The apparent height differences between individual molecules in each domain exhibit a dynamic behaviour, with many molecules switching between high, medium and low states. This switching has been attributed to charge transfer occurring between the C60 molecules and the Au substrate, with such transfer accommodated by nanopits forming via substrate reconstruction.
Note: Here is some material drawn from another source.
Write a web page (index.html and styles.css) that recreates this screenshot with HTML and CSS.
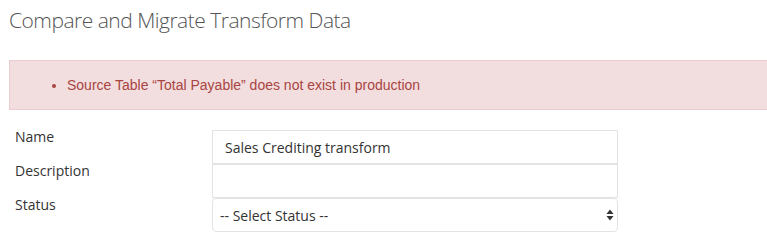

Early work on C60 adsorption on Ag(111) disagreed on its binding and absorption sites, with the group of Eric Altman proposing the p-orientation C60 on the on-top site [106, 107], and Takayasu Sakurai showing the favoured adsorption as the h-orientation on the hollow site [101]. Time has borne out the latter interpretation, with numerous theoretical [98] and experimental works [108–110] and confirming that the hollow site model has the lowest energy, however with some dynamical behaviour observed by STM [108].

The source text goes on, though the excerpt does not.